CAMPER OF THE DAY: Robert Royal, the free-agent pickup from the Buffalo Bills who is the projected starter at tight end, made the play of the day with a leaping catch. The other tight ends struggled in the practice.

YEAH, THEY KNOW: Going back to the minicamps, the Browns have been practicing for several months under Mangini. They know him pretty well. So when they make a mistake in practice, they just take off and start running a lap around the field as punishment, without having to be told by the coach or one of his assistants.

CHEAT SHEETS: Rookie linebacker Kaluka Maiava met with the media after practice. He had both of his wrists taped, and on the tape was written notes for some of his defensive responsibilities.

LOCAL FLAVOR:  The NFL officials are making their annual stop at training camp. They worked the morning practice and will remain through Sunday working practices and helping players and coaches understand the rule changes, while at the same time entertaining questions on other subjects they might have. In addition, the officials will tutor the area high school officials who otherwise work Browns practices on a daily basis so they can better comprehend the NFL game. The group of three officials who met with the media for a question-and-answer session included two Northeast Ohio men in referee John Parry from the Akron suburb of Tallmadge and line judge Mark Steinkirchner, a University of Akron graduate who lives in Bath Twp., between Akron and Cleveland, and is president of a small manufacturing company in Wadsworth. This is his 16th year of officiating in the NFL, and Parry's 10th.

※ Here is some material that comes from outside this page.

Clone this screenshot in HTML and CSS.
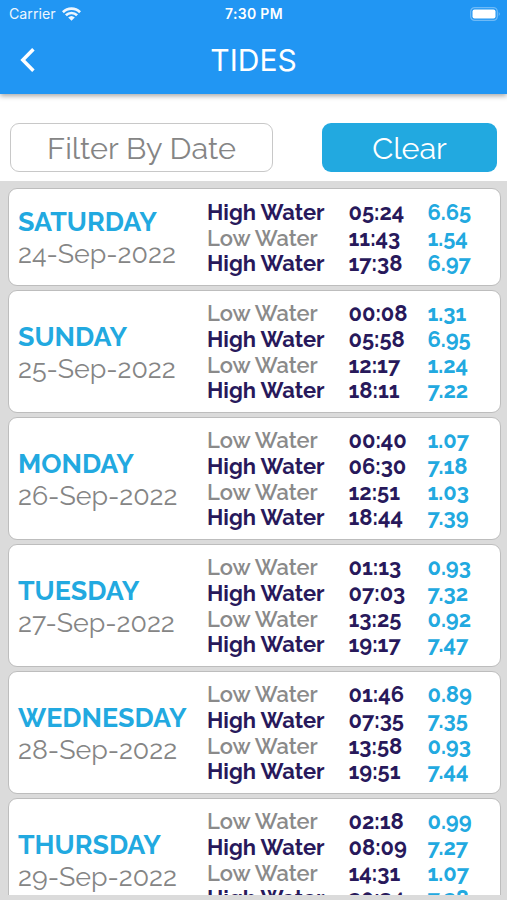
FILE: index.html
```
<!DOCTYPE html>
<html lang="en">
<head>
  <meta charset="UTF-8" />
  <meta name="viewport" content="width=device-width, initial-scale=1" />
  <title>Tides</title>
  <link rel="stylesheet" href="styles.css">
</head>
<body>

<header>
  <div class="status-bar">
    <div class="carrier">
      <span>Carrier</span>
      <svg class="wifi" viewBox="0 0 19 14" width="19" height="14">
        <path d="M.9 5.2a12.3 12.3 0 0 1 17.2 0M3.9 8.3a8 8 0 0 1 11.2 0" fill="none" stroke="#fff" stroke-width="2.7"/>
        <path d="M9.5 13.8 6.2 10.5a4.8 4.8 0 0 1 6.6 0z" fill="#fff"/>
      </svg>
    </div>
    <span class="clock">7:30 PM</span>
    <svg class="battery" viewBox="0 0 31 14" width="31" height="14">
      <rect x=".7" y=".6" width="26.6" height="12.8" rx="4" fill="none" stroke="#fff" stroke-opacity=".35" stroke-width="1.2"/>
      <rect x="2.5" y="2.5" width="23" height="9" rx="2" fill="#fff"/>
      <path d="M28.8 4.8q1.8 2.2 0 4.4z" fill="#fff" fill-opacity=".5"/>
    </svg>
  </div>
  <div class="nav-bar">
    <button class="back" aria-label="Back">
      <svg viewBox="0 0 15 24" width="15" height="24">
        <path d="M13.4 1.2 2.8 12l10.6 10.8" fill="none" stroke="#fff" stroke-width="3.5"/>
      </svg>
    </button>
    <h1>TIDES</h1>
  </div>
</header>

<div class="filter-bar">
  <button class="btn filter"><span>Filter By Date</span></button>
  <button class="btn clear"><span>Clear</span></button>
</div>

<main class="tide-list">
  <!-- Saturday -->
  <section class="tide-card">
    <div class="day"><h2>SATURDAY</h2><p>24-Sep-2022</p></div>
    <div class="tides">
      <div class="tide high"><span>High Water</span><time>05:24</time><b>6.65</b></div>
      <div class="tide low"><span>Low Water</span><time>11:43</time><b>1.54</b></div>
      <div class="tide high"><span>High Water</span><time>17:38</time><b>6.97</b></div>
    </div>
  </section>

  <!-- Sunday -->
  <section class="tide-card">
    <div class="day"><h2>SUNDAY</h2><p>25-Sep-2022</p></div>
    <div class="tides">
      <div class="tide low"><span>Low Water</span><time>00:08</time><b>1.31</b></div>
      <div class="tide high"><span>High Water</span><time>05:58</time><b>6.95</b></div>
      <div class="tide low"><span>Low Water</span><time>12:17</time><b>1.24</b></div>
      <div class="tide high"><span>High Water</span><time>18:11</time><b>7.22</b></div>
    </div>
  </section>

  <!-- Monday -->
  <section class="tide-card">
    <div class="day"><h2>MONDAY</h2><p>26-Sep-2022</p></div>
    <div class="tides">
      <div class="tide low"><span>Low Water</span><time>00:40</time><b>1.07</b></div>
      <div class="tide high"><span>High Water</span><time>06:30</time><b>7.18</b></div>
      <div class="tide low"><span>Low Water</span><time>12:51</time><b>1.03</b></div>
      <div class="tide high"><span>High Water</span><time>18:44</time><b>7.39</b></div>
    </div>
  </section>

  <!-- Tuesday -->
  <section class="tide-card">
    <div class="day"><h2>TUESDAY</h2><p>27-Sep-2022</p></div>
    <div class="tides">
      <div class="tide low"><span>Low Water</span><time>01:13</time><b>0.93</b></div>
      <div class="tide high"><span>High Water</span><time>07:03</time><b>7.32</b></div>
      <div class="tide low"><span>Low Water</span><time>13:25</time><b>0.92</b></div>
      <div class="tide high"><span>High Water</span><time>19:17</time><b>7.47</b></div>
    </div>
  </section>

  <!-- Wednesday -->
  <section class="tide-card">
    <div class="day"><h2>WEDNESDAY</h2><p>28-Sep-2022</p></div>
    <div class="tides">
      <div class="tide low"><span>Low Water</span><time>01:46</time><b>0.89</b></div>
      <div class="tide high"><span>High Water</span><time>07:35</time><b>7.35</b></div>
      <div class="tide low"><span>Low Water</span><time>13:58</time><b>0.93</b></div>
      <div class="tide high"><span>High Water</span><time>19:51</time><b>7.44</b></div>
    </div>
  </section>

  <!-- Thursday -->
  <section class="tide-card">
    <div class="day"><h2>THURSDAY</h2><p>29-Sep-2022</p></div>
    <div class="tides">
      <div class="tide low"><span>Low Water</span><time>02:18</time><b>0.99</b></div>
      <div class="tide high"><span>High Water</span><time>08:09</time><b>7.27</b></div>
      <div class="tide low"><span>Low Water</span><time>14:31</time><b>1.07</b></div>
      <div class="tide high"><span>High Water</span><time>20:34</time><b>7.28</b></div>
    </div>
  </section>
</main>

</body>
</html>
```
FILE: styles.css
```
* { box-sizing: border-box; }
body {
  font-family: Raleway, Lato, sans-serif;
  margin: 0;
  height: 900px;
  overflow: hidden;
  display: flex;
  flex-direction: column;
  background-color: #dbdbdb;
}
h1, h2, p { margin: 0; }
header {
  height: 94px;
  flex: none;
  background-color: #2196f3;
  color: #fff;
  font-family: Inter, sans-serif;
  box-shadow: 0 2px 5px rgba(0,0,0,0.35);
  z-index: 1;
}
.status-bar {
  height: 27px;
  padding: 0 6px 0 9px;
  display: grid;
  grid-template-columns: 1fr auto 1fr;
  align-items: center;
  font-size: 14.2px;
}
.carrier {
  display: flex;
  align-items: center;
  gap: 6px;
  opacity: 0.92;
}
.clock {
  font-size: 14px;
  font-weight: 600;
  letter-spacing: 0.3px;
  margin-right: 2px;
}
.battery { justify-self: end; }
.nav-bar {
  height: 66px;
  padding: 0 20px;
  display: grid;
  grid-template-columns: 1fr auto 1fr;
  align-items: center;
}
.nav-bar h1 {
  font-size: 30px;
  font-weight: 400;
}
.back {
  background: none;
  border: none;
  padding: 0;
  display: flex;
}
.filter-bar {
  height: 87.4px;
  flex: none;
  padding: 29px 10px 0;
  display: flex;
  justify-content: space-between;
  background-color: #fff;
}
.btn {
  height: 49px;
  border-radius: 9px;
  font-family: inherit;
  font-size: 30.6px;
  font-weight: 400;
  padding: 1px 0 0;
}
.filter {
  width: 263px;
  border: 1.5px solid #c8c8c8;
  background-color: #fff;
  color: #858585;
}
.clear {
  width: 175px;
  border: none;
  background-color: #22a9e0;
  color: #fff;
}
.tide-list {
  height: 713.6px;
  flex: none;
  padding: 7px 6px 0 7.5px;
  overflow: hidden;
  display: flex;
  flex-direction: column;
  gap: 4px;
}
.tide-card {
  flex: none;
  display: flex;
  align-items: center;
  padding: 10.5px 9.5px 7.9px;
  background-color: #fff;
  border: 1px solid #bdbdbd;
  border-radius: 9px;
}
.day {
  width: 189px;
  line-height: 32px;
  white-space: nowrap;
}
.day h2 {
  color: #22a9e0;
  font-size: 26.8px;
  font-weight: 700;
}
.day p {
  color: #858585;
  font-size: 26.8px;
}
.tide {
  display: grid;
  grid-template-columns: 141.5px 79px auto;
  height: 25.67px;
  line-height: 25.67px;
  font-size: 21.9px;
  font-weight: 700;
  color: #28195b;
  white-space: nowrap;
}
.low span {
  color: #8a8a8a;
  font-weight: 600;
}
.tide b {
  color: #22a9e0;
  font-weight: 700;
}
```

UP NEXT: The Browns will practice just once on Friday, from 1:30 to 3:30 p.m., as they make final preparations for Sunday's Family Day scrimmage at Cleveland Browns Stadium.

QUOTABLE: "It's so much easier this year. Everything has slowed down. Because of that, you can react a lot faster. You see things before they happen." – second-year tight end Martin Rucker, a fourth-round pick in the 2008 NFL Draft who struggled as a rookie, playing in just five games, with one start, making two catches for 17 yards. Rucker also said he's lost about 15 pounds from last year and now weighs 245.